Somewhere along the way, I stopped asking what I wanted. The older I got, the more she tried to control me. Choices became terrifying because I never learned how to trust my own voice. I doubted myself constantly — was this the right thing to say? Would this decision disappoint her? And even when I stepped into adulthood, that hesitation followed me.


And the guilt — that was the hardest part. Anytime I asserted myself, even in the smallest ways, a weight settled in my chest. I could still hear her voice, trembling with worry, passive remarks, asking “Why would you do that?” "What is wrong with you?” or “Are you sure that’s a good idea?” I wasn’t always sure of those answers but constantly doubting me and having little faith in my abilities made me feel everything except self-assured.


What I didn’t realize then was that I wasn’t wrong for wanting independence. The ability to make my own decisions. I wasn’t selfish for needing space and privacy. And I wasn’t responsible for her happiness — I never was.

Healing didn’t mean blaming my mother. It meant understanding that her fears weren’t mine to hold. And with that understanding came freedom — the freedom to live without the weight of guilt, without the fear of disappointing someone just by being myself.


I remember the silence. Not the comforting kind, but the thick, heavy silence that hung in the air when my father came home. You never knew which version of him you’d get — the charming, laughing man who’d ruffle your hair and tell stories, or the one who stumbled through the door, eyes glazed, voice sharp. Either way, I learned quickly: stay small, stay quiet, stay out of the way.


My father was unpredictable. One moment he could be proud, showering me with compliments if I did something good that he could somehow take credit for and he had a good buzz. But the praise never felt steady. It came with a price — his affection often felt transactional, like I had to earn it. I told myself that if I worked harder, achieved more, maybe he’d see me. Maybe he’d choose me.
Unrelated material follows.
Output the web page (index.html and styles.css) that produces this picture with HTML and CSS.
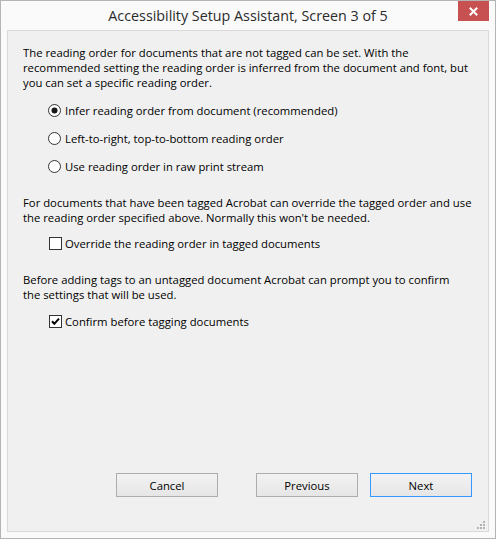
FILE: index.html
```html
<!DOCTYPE html>
<html lang="en">
<head>
<meta charset="utf-8">
<title>Accessibility Setup Assistant</title>
<link rel="stylesheet" href="styles.css">
</head>
<body>
<div class="window">
  <div class="titlebar">
    <div class="spacer"></div>
    <div class="title">Accessibility Setup Assistant, Screen 3 of 5</div>
    <div class="close" aria-label="Close">
      <svg width="31" height="20" viewBox="0 0 31 20"><path d="M12.5 7.5 L18.5 13.5 M18.5 7.5 L12.5 13.5" stroke="#fff" stroke-width="2" fill="none" stroke-linecap="square"/></svg>
    </div>
  </div>
  <div class="panel">
    <div class="content">
      <p class="para">The reading order for documents that are not tagged can be set. With the<br>recommended setting the reading order is inferred from the document and font, but<br>you can set a specific reading order.</p>
      <div class="options">
        <div class="row">
          <svg class="radio" width="13" height="13" viewBox="0 0 13 13"><circle cx="6.5" cy="6.5" r="6" fill="#fff" stroke="#333"/><circle cx="6.5" cy="6.5" r="3" fill="#1a1a1a"/></svg>
          <span>Infer reading order from document (recommended)</span>
        </div>
        <div class="row">
          <svg class="radio" width="13" height="13" viewBox="0 0 13 13"><circle cx="6.5" cy="6.5" r="6" fill="#fff" stroke="#333"/></svg>
          <span>Left-to-right, top-to-bottom reading order</span>
        </div>
        <div class="row">
          <svg class="radio" width="13" height="13" viewBox="0 0 13 13"><circle cx="6.5" cy="6.5" r="6" fill="#fff" stroke="#333"/></svg>
          <span>Use reading order in raw print stream</span>
        </div>
      </div>
      <p class="para para2">For documents that have been tagged Acrobat can override the tagged order and use<br>the reading order specified above. Normally this won't be needed.</p>
      <div class="row checkrow">
        <svg class="check" width="13" height="13" viewBox="0 0 13 13"><rect x="0.5" y="0.5" width="12" height="12" fill="#fff" stroke="#333"/></svg>
        <span>Override the reading order in tagged documents</span>
      </div>
      <p class="para para3">Before adding tags to an untagged document Acrobat can prompt you to confirm<br>the settings that will be used.</p>
      <div class="row checkrow checkrow2">
        <svg class="check" width="13" height="13" viewBox="0 0 13 13"><rect x="0.5" y="0.5" width="12" height="12" fill="#fff" stroke="#333"/><path d="M3 6.3 L5.3 8.8 L10 3.6" stroke="#000" stroke-width="2" fill="none"/></svg>
        <span>Confirm before tagging documents</span>
      </div>
    </div>
    <div class="buttons">
      <div class="btn">Cancel</div>
      <div class="btn btn-prev">Previous</div>
      <div class="btn btn-default">Next</div>
    </div>
    <div class="grip" aria-hidden="true">
      <svg width="9" height="9" viewBox="0 0 9 9" fill="#b3b3b3">
        <rect x="6" y="0" width="2" height="2"/>
        <rect x="3" y="3" width="2" height="2"/><rect x="6" y="3" width="2" height="2"/>
        <rect x="0" y="6" width="2" height="2"/><rect x="3" y="6" width="2" height="2"/><rect x="6" y="6" width="2" height="2"/>
      </svg>
    </div>
  </div>
</div>
</body>
</html>
```
FILE: styles.css
```css
html, body {
  margin: 0;
  padding: 0;
  background: #fafafa;
}

.window {
  box-sizing: border-box;
  width: 496px;
  height: 539px;
  border: 1px solid #b4b4b4;
  background: #fafafa;
  padding: 0 6px 6px;
  display: flex;
  flex-direction: column;
  font-family: "Open Sans", "Noto Sans", sans-serif;
  color: #000;
}

.titlebar {
  height: 29px;
  display: grid;
  grid-template-columns: 1fr auto 1fr;
  align-items: start;
  flex: none;
}

.title {
  padding-top: 5px;
  font-size: 14.3px;
  line-height: 19px;
  color: #2b2b2b;
  white-space: nowrap;
}

.close {
  justify-self: end;
  width: 31px;
  height: 20px;
  background: #c75050;
}

.close svg {
  display: block;
}

.panel {
  position: relative;
  flex: 1;
  border: 1px solid #d9d9d9;
  background: #f0f0f0;
  display: flex;
  flex-direction: column;
}

.content {
  padding: 14px 10px 0 15px;
  font-size: 11.3px;
  line-height: 15px;
}

.para {
  margin: 0;
  white-space: nowrap;
}

.options {
  margin: 13px 0 0 25px;
  display: flex;
  flex-direction: column;
  gap: 13px;
}

.row {
  display: flex;
  align-items: center;
  height: 15px;
  gap: 4px;
  white-space: nowrap;
}

.radio, .check {
  flex: none;
  display: block;
}

.para2 {
  margin-top: 21px;
}

.checkrow {
  margin: 11px 0 0 26px;
  gap: 3px;
}

.para3 {
  margin-top: 21px;
}

.checkrow2 {
  margin-top: 12px;
}

.buttons {
  margin-top: auto;
  display: flex;
  padding: 0 16px 34px 108px;
  font-size: 11.3px;
}

.btn {
  box-sizing: border-box;
  width: 102px;
  height: 24px;
  border: 1px solid #adadad;
  background: linear-gradient(#f2f2f2, #e6e6e6);
  display: flex;
  align-items: center;
  justify-content: center;
  line-height: 15px;
  color: #000;
}

.btn-prev {
  margin-left: 38px;
}

.btn-default {
  margin-left: 12px;
  border-color: #3399ff;
}

.grip {
  position: absolute;
  right: 2px;
  bottom: 1px;
  line-height: 0;
}
```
But he never did. Even when he was physically there, it felt like he wasn’t. And the emptiness he left behind became something I carried.


I became a master of people-pleasing. Reading the room, anticipating moods, trying to keep the peace — these were my survival skills. If I could sense the storm before it came, maybe I could stop it. Maybe I could control it.


But what I never realized was how that storm followed me. Even as an adult, I feared rejection. I avoided conflict at all costs, terrified that one wrong move would make people leave. I said “yes” when I wanted to say “no.” I twisted myself into versions of what I thought others wanted, all while losing sight of who I really was.


And beneath it all was the voice — that small, relentless voice that whispered: You’re not enough. If you were, he would have stayed.


But here’s what I’ve learned: that voice isn’t the truth. It’s the echo of wounds I didn’t ask for but carried nonetheless. And healing those wounds doesn’t mean pretending they’re not there. It means facing them — with compassion, with courage, and with support.


You deserve peace. You deserve clarity. You deserve to feel whole.